Еще один представитель французской буржуазной военной мысли, Ланглуа, известен своими трудами в области использования артиллерии.
Основным мотивом стратегической теории Ланглуа было утверждение, что применение скорострельной артиллерии, использующей бездымный порох, приведет к сокращению численности войск. Он считал, что человека в бою можно заменить техникой, вооружив армию артиллерией. Он полагал, что развитие артиллерийской техники может привести к осуществлению мечты фон дер Гольца о «небольшом, но отлично вооруженном и обученном войске», которое «погонит перед собой расслабленные массы».

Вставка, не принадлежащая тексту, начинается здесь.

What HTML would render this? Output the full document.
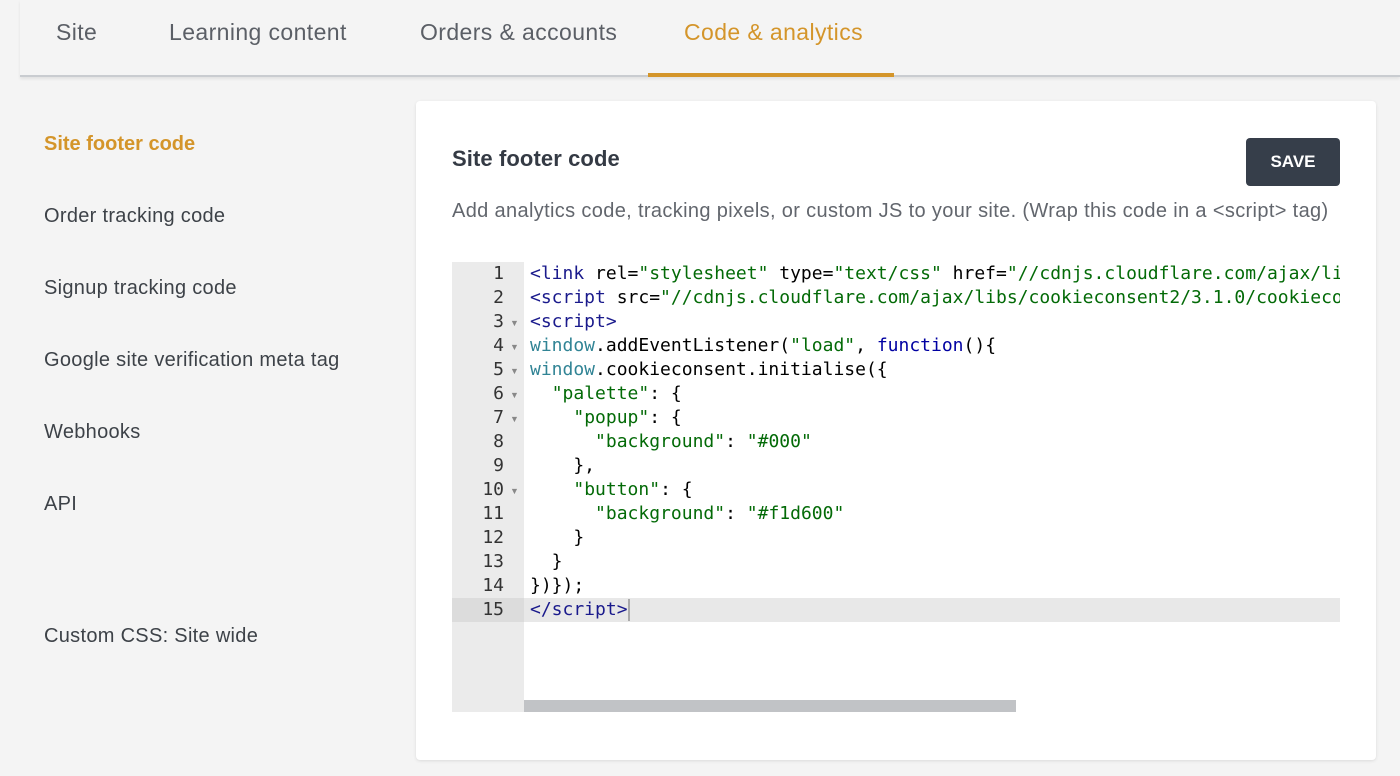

Переоценка роли артиллерии привела Ланглуа к выводу о возможности перейти к ее унификации. Он считал, что с введением бездымного пороха мощь артиллерии настолько повысилась, что появилась возможность создания единой системы «скорострельного орудия малого калибра», одного типа орудия, которое сможет решить на поле боя абсолютно все задачи. Но Ланглуа эти задачи сводит лишь к поражению живой силы. «... Полевая артиллерия не должна добиваться разрушения... стен, местных предметов, окопов, полевых сооружений и т. д.», а должна иметь в виду их защитников. Такое мнение порождалось господствовавшей тогда идеей скоротечной войны, поэтому на полях сражений не ожидалось сколько-нибудь прочных и серьезных фортификационных сооружений. Теоретические изыскания Ланглуа способствовали тому, что во Франции уверовали в универсальность и всемогущество их легкой 75-мм пушки образца 1897 г. Первую мировую войну французская армия начала почти без тяжелой полевой артиллерии. За теоретические заблуждения Ланглуа французским солдатам пришлось расплачиваться своей кровью.

Наиболее видным представителем французской военной мысли является Фердинанд Фош. Свои теоретические обобщения он выводит из опыта главным образом наполеоновских войн и франко-прусской войны 1870-1871 гг. «Современная война берет начало в идеях Наполеона», — пишет Фош. Опыт других войн игнорируется. Например, о русско-японской войне Фош пишет, что ее уроки «не являются исчерпывающими и не представляют ... непосредственного интереса». Однако Фош признавал, что современная война по своему характеру отличается от войн наполеоновской эпохи, так как «развитие промышленности видоизменяет формы войны, вызывает дальнейшую эволюцию военного искусства».

Фош признавал определяющее влияние политики на стратегию. По его мнению, без политики «стратегия будет висеть в воздухе, сможет действовать только вслепую». Однако Фош не видел социальных причин войн и считал, что они возникают по всякому поводу, если того желает один из противников.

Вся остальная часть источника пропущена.